At an event in the Idaho Capitol in Boise, Denney, a Midvale wheat farmer, pledged to pursue election fraud allegations and to work against the Idaho Department of Land's push to expand into commercial real estate, if he wins the 2014 GOP primary in May and the November general election. He's been among critics of recent Land Board deals, including the 2010 purchase of a Boise self-storage business.
"The decisions over the past few years of the land board purchasing commercial property are troubling," Denney told a crowd of about 25 people. "But more troubling is their long-range goal of buying more commercial property. State government should not be in direct competition" with the private sector.
Denney, who in 2013 pushed legislation urging Idaho to take over millions of acres of federal land within its borders, outlined his 30-year experience with the Idaho Republican Party and his nine terms in the Idaho Legislature. He served as House speaker for three terms until 2012, when he was ousted from that post by Rep. Scott Bedke, R-Oakley.
"I've been sensitive to the wishes of my party and for the most, part have always followed the Republican platform," said Denney, who appeared with his wife, Donna, two daughters and a grandson.
On Thursday, Ysursa said he remains uncertain about his political future. "I've been in agonizing internal deliberations for quite a while," Ysursa, 64, told The Associated Press on Thursday.
Denney said he discussed his run with Ysursa, adding that the possibility of an open seat helped convince him to run for the post. Though both Republicans, they've been on opposite sides of intraparty divisions.
For instance, Ysursa backed the Land Board's storage business acquisition that Denney criticized. Additionally, Denney was among Republicans who closed the GOP primary elections to all but registered party members starting in 2012. Ysursa went to court to try to block that effort, but lost.
Meanwhile, Ysursa succeeded in scuttling a bid by Denney and then-Idaho GOP Chairman Norm Semenko to fire Republican members of the redistricting committee in 2012 on grounds that the election map they helped draw didn't sufficiently defend party interests.
Several conservative lawmakers attended Denney's announcement Thursday, including House Majority Leader Mike Moyle, R-Star, and Sen. Russ Fulcher, R-Meridian, who last week announced he's running against Gov. C.L. "Butch" Otter in May's primary.
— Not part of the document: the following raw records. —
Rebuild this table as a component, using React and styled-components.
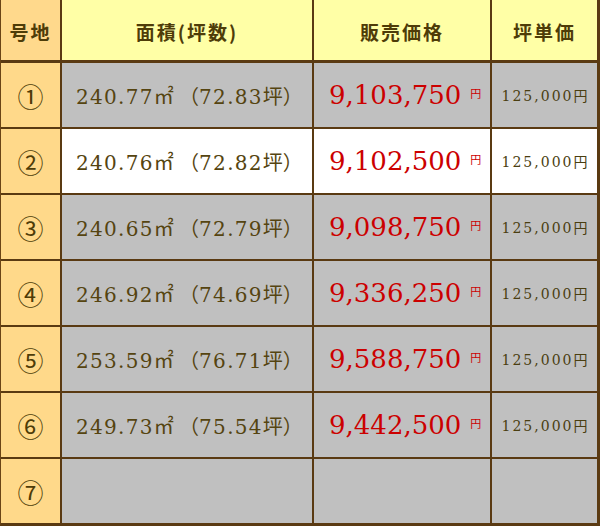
import styled, { createGlobalStyle } from "styled-components";

const GlobalStyle = createGlobalStyle`
  html, body {
    margin: 0;
    padding: 0;
    background: #ffffff;
  }
  body {
    font-family: "DejaVu Serif", "Noto Sans CJK JP", serif;
  }
`;

// 表全体（茶色の罫線は背景色と gap で出す）
const Table = styled.div`
  display: grid;
  grid-template-columns: 59px 250px 176px 105px;
  grid-template-rows: 61px repeat(7, 64px);
  column-gap: 2px;
  row-gap: 2px;
  width: 600px;
  box-sizing: border-box;
  background: #5a3a12;
  border-left: 1px solid #6a4416;
  border-right: 3px solid #5a3a12;
  border-bottom: 3px solid #5a3a12;
`;

// 見出しセル
const HeadCell = styled.div`
  height: 60px;
  display: flex;
  align-items: center;
  justify-content: center;
  background: ${(p) => (p.$lot ? "#ffd98c" : "#ffffa6")};
  color: #4e3c08;
  font-family: "Noto Sans CJK JP", sans-serif;
  font-weight: 700;
  font-size: 19px;
  letter-spacing: 2px;
  padding-top: 2px;
  box-sizing: border-box;
`;

// 号地セル
const LotCell = styled.div`
  display: flex;
  align-items: center;
  justify-content: center;
  background: #ffd98a;
  color: #4e3c08;
  font-family: "Noto Sans CJK JP", sans-serif;
  font-size: 26px;
`;

// データセル
const Cell = styled.div`
  display: flex;
  align-items: center;
  justify-content: ${(p) => p.$align || "flex-start"};
  background: ${(p) => (p.$white ? "#ffffff" : "#c0c0c0")};
  box-sizing: border-box;
  padding: ${(p) => p.$pad || "0"};
  color: #554410;
`;

const AreaText = styled.span`
  font-family: "DejaVu Serif", "Noto Sans CJK JP", serif;
  font-size: 20px;
  letter-spacing: 1.3px;
  white-space: nowrap;
`;

const Tsubo = styled.span`
  font-family: "Noto Sans CJK JP", sans-serif;
  font-size: 20px;
  letter-spacing: 0;
  margin-left: ${(p) => p.$gap || "0"};
`;

const Price = styled.span`
  font-family: "DejaVu Serif", serif;
  font-size: 26px;
  letter-spacing: 0;
  color: #cc0000;
  white-space: nowrap;
`;

const Yen = styled.span`
  font-family: "Noto Sans CJK JP", sans-serif;
  font-size: 11px;
  color: #cc0000;
  margin-left: 9px;
  position: relative;
  top: -2px;
`;

const UnitPrice = styled.span`
  font-family: "DejaVu Serif", "Noto Sans CJK JP", serif;
  font-size: 14px;
  letter-spacing: 2px;
  color: #4a3e10;
  white-space: nowrap;
`;

const UnitYen = styled.span`
  font-family: "Noto Sans CJK JP", sans-serif;
  font-size: 14px;
  letter-spacing: 0;
`;

const rows = [
  { no: "①", m2: "240.77", tsubo: "72.83", price: "9,103,750", unit: "125,000" },
  { no: "②", m2: "240.76", tsubo: "72.82", price: "9,102,500", unit: "125,000", white: true },
  { no: "③", m2: "240.65", tsubo: "72.79", price: "9,098,750", unit: "125,000" },
  { no: "④", m2: "246.92", tsubo: "74.69", price: "9,336,250", unit: "125,000" },
  { no: "⑤", m2: "253.59", tsubo: "76.71", price: "9,588,750", unit: "125,000" },
  { no: "⑥", m2: "249.73", tsubo: "75.54", price: "9,442,500", unit: "125,000" },
  { no: "⑦" },
];

const App = () => {
  return (
    <>
      <GlobalStyle />
      <Table>
        <HeadCell $lot>号地</HeadCell>
        <HeadCell>面積(坪数)</HeadCell>
        <HeadCell>販売価格</HeadCell>
        <HeadCell>坪単価</HeadCell>
        {rows.map((r) => (
          <Row key={r.no} r={r} />
        ))}
      </Table>
    </>
  );
};

const Row = ({ r }) => (
  <>
    <LotCell>{r.no}</LotCell>
    <Cell $white={r.white} $pad="0 0 0 14px">
      {r.m2 && (
        <AreaText>
          {r.m2}㎡<Tsubo $gap="4px">（</Tsubo>
          {r.tsubo}
          <Tsubo>坪）</Tsubo>
        </AreaText>
      )}
    </Cell>
    <Cell $white={r.white} $pad="0 0 0 15px">
      {r.price && (
        <>
          <Price>{r.price}</Price>
          <Yen>円</Yen>
        </>
      )}
    </Cell>
    <Cell $white={r.white} $align="center">
      {r.unit && (
        <UnitPrice>
          {r.unit}
          <UnitYen>円</UnitYen>
        </UnitPrice>
      )}
    </Cell>
  </>
);

export default App;
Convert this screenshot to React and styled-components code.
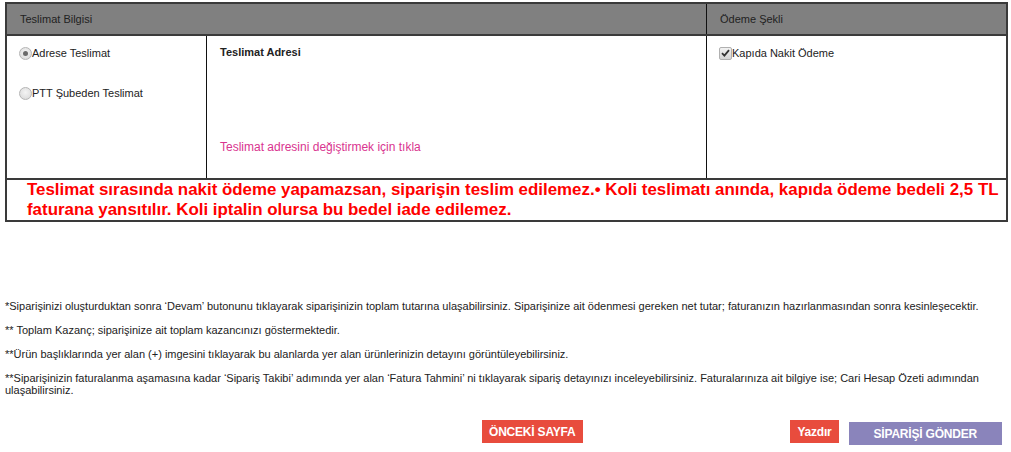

Both pledged support for Denney, even if Ysursa runs.
"I think Ben's gotten sideways with the party on some issues," Moyle said.
Should Ysursa bow out, Denney still could have challengers in the GOP primary.
Former state Sen. Mitch Toryanski, a Boise Republican and ex-deputy attorney general, is considering a campaign.
"If Ben decides not to go again, I will take a real hard look at it," Toryanski said Thursday. "As deputy attorney general, I represented the secretary of state's office... Election law is one of the areas I practiced. Ben was one of my primary clients. I think it would be a great fit."
Additionally, Phil McGrane, chief deputy court clerk in Ada County, says he's considering campaigning — but also only if Ysursa retires.
McGrane, a 32-year-old Republican who oversees elections in Idaho's most-populous county, said Ysursa's leadership since assuming the post from the late Pete Cenarrusa in 2002 would be the model he'd seek to emulate.
"I'm a really big supporter of Ben," said McGrane, also a lawyer. "Both he and Pete have led that office and done an extraordinary job. To the extent I'm interested in the position, it's to carry that torch."